Music Of The Great Composers --

www.playpiano.com [cached]

Nicholas Andreivitch Rimsky-Korsakoff

Rimsky-Korsakoff was born March 18, 1844, at Tikhvin, in the government of Novgorod. The son of aristocratic parents, his early manifestations of musical genius were not greatly encouraged, and in 1856 he went to the Naval College at St. Petersburg, where he remained until 1862. At the same time, however, he contrived to learn a good deal about music, and when, in 1861, he made the acquaintance of Balakirev, he became, with Cui, Moussorgski and Borodin, a willing follower of that strenuous leader of the "New School" of Russian music.
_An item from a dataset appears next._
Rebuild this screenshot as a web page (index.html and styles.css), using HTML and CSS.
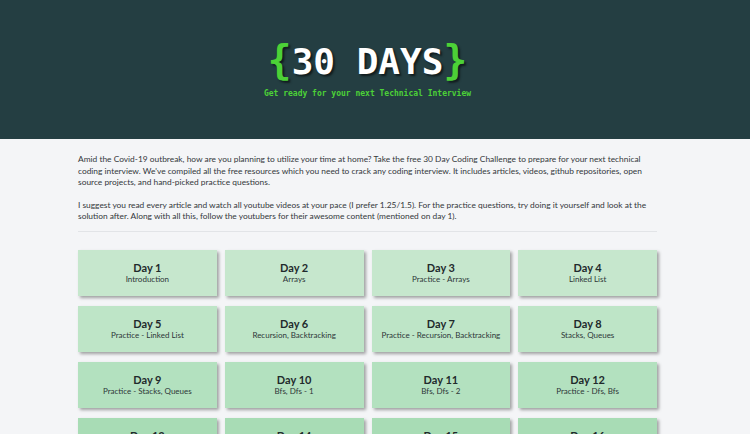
FILE: index.html
```html
<!DOCTYPE html>
<html>
<head>
<meta charset="utf-8">
<link rel="stylesheet" href="styles.css">
</head>
<body>
<header class="hero">
  <h1 class="title"><span class="brace">{</span>30 DAYS<span class="brace">}</span></h1>
  <p class="tagline">Get ready for your next Technical Interview</p>
</header>
<main class="content">
  <p class="intro">Amid the Covid-19 outbreak, how are you planning to utilize your time at home? Take the free 30 Day Coding Challenge to prepare for your next technical coding interview. We've compiled all the free resources which you need to crack any coding interview. It includes articles, videos, github repositories, open source projects, and hand-picked practice questions.</p>
  <p class="intro">I suggest you read every article and watch all youtube videos at your pace (I prefer 1.25/1.5). For the practice questions, try doing it yourself and look at the solution after. Along with all this, follow the youtubers for their awesome content (mentioned on day 1).</p>
  <hr class="divider">
  <div class="grid">
    <div class="card r1"><div class="day">Day 1</div><div class="topic">Introduction</div></div>
    <div class="card r1"><div class="day">Day 2</div><div class="topic">Arrays</div></div>
    <div class="card r1"><div class="day">Day 3</div><div class="topic">Practice - Arrays</div></div>
    <div class="card r1"><div class="day">Day 4</div><div class="topic">Linked List</div></div>
    <div class="card r2"><div class="day">Day 5</div><div class="topic">Practice - Linked List</div></div>
    <div class="card r2"><div class="day">Day 6</div><div class="topic">Recursion, Backtracking</div></div>
    <div class="card r2"><div class="day">Day 7</div><div class="topic">Practice - Recursion, Backtracking</div></div>
    <div class="card r2"><div class="day">Day 8</div><div class="topic">Stacks, Queues</div></div>
    <div class="card r3"><div class="day">Day 9</div><div class="topic">Practice - Stacks, Queues</div></div>
    <div class="card r3"><div class="day">Day 10</div><div class="topic">Bfs, Dfs - 1</div></div>
    <div class="card r3"><div class="day">Day 11</div><div class="topic">Bfs, Dfs - 2</div></div>
    <div class="card r3"><div class="day">Day 12</div><div class="topic">Practice - Dfs, Bfs</div></div>
    <div class="card r4"><div class="day">Day 13</div><div class="topic">Trees</div></div>
    <div class="card r4"><div class="day">Day 14</div><div class="topic">Practice - Trees</div></div>
    <div class="card r4"><div class="day">Day 15</div><div class="topic">Binary Search Trees</div></div>
    <div class="card r4"><div class="day">Day 16</div><div class="topic">Practice - BST</div></div>
  </div>
</main>
</body>
</html>
```
FILE: styles.css
```css
html, body {
  margin: 0;
  padding: 0;
}
body {
  background: #f4f5f7;
  font-family: "Lato", "Open Sans", sans-serif;
  color: #2b2f33;
  overflow: hidden;
}
.hero {
  background: #243e42;
  height: 139px;
  padding-right: 15px;
  display: flex;
  flex-direction: column;
  align-items: center;
  box-sizing: border-box;
  padding-top: 38px;
}
.title {
  margin: 0;
  font-family: "DejaVu Sans Mono", monospace;
  font-weight: bold;
  font-size: 36px;
  line-height: 44px;
  color: #ffffff;
  text-shadow: 2px 2px 2px #111c1e;
}
.brace {
  color: #4cd137;
  font-size: 40px;
}
.tagline {
  margin: 5px 0 0;
  font-family: "DejaVu Sans Mono", monospace;
  font-weight: bold;
  font-size: 8px;
  color: #4cd137;
}
.content {
  width: 579px;
  margin-left: 78px;
  padding-top: 15px;
  display: flex;
  flex-direction: column;
}
.intro {
  margin: 0 0 11px;
  font-size: 8.4px;
  line-height: 11.5px;
  color: #33373b;
}
.divider {
  align-self: stretch;
  border: 0;
  border-top: 1px solid #e2e4e7;
  margin: -3px 0 18px;
}
.grid {
  display: grid;
  grid-template-columns: repeat(4, 1fr);
  column-gap: 8px;
  row-gap: 10px;
}
.card {
  height: 46px;
  display: flex;
  flex-direction: column;
  align-items: center;
  justify-content: center;
  box-shadow: 2px 2px 3px rgba(0, 0, 0, 0.35);
  color: #1f2a2c;
}
.r1 { background: #c6e7cd; }
.r2 { background: #bee5c7; }
.r3 { background: #b3e1bf; }
.r4 { background: #a8dcb5; }
.day {
  font-size: 11px;
  font-weight: 700;
  line-height: 13px;
}
.topic {
  font-size: 8px;
  font-weight: 400;
  line-height: 11px;
  color: #2d3638;
}
```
In 1862 Rimsky-Korsakoff went to sea on a long cruise, which lasted until 1865. During that time he completed his first symphony. As may be imagined, the work was composed under difficulties. Life on a battleship is not made pleasant for budding composers. On his return the work was performed with great success, under the direction of Balakirev, in St. Petersburg, and other orchestral works followed. In 1871 Rimsky-Korsakoff was appointed professor of composition and instrumentation at St. Petersburg Conservatory, and in 1873 he retired permanently from the navy. He was, however, appointed inspector of naval bands until the post was abolished in 1884. He held many important posts as director and conductor in the Russian capital. His works include many operas, much orchestral music, chamber music, choral music, etc.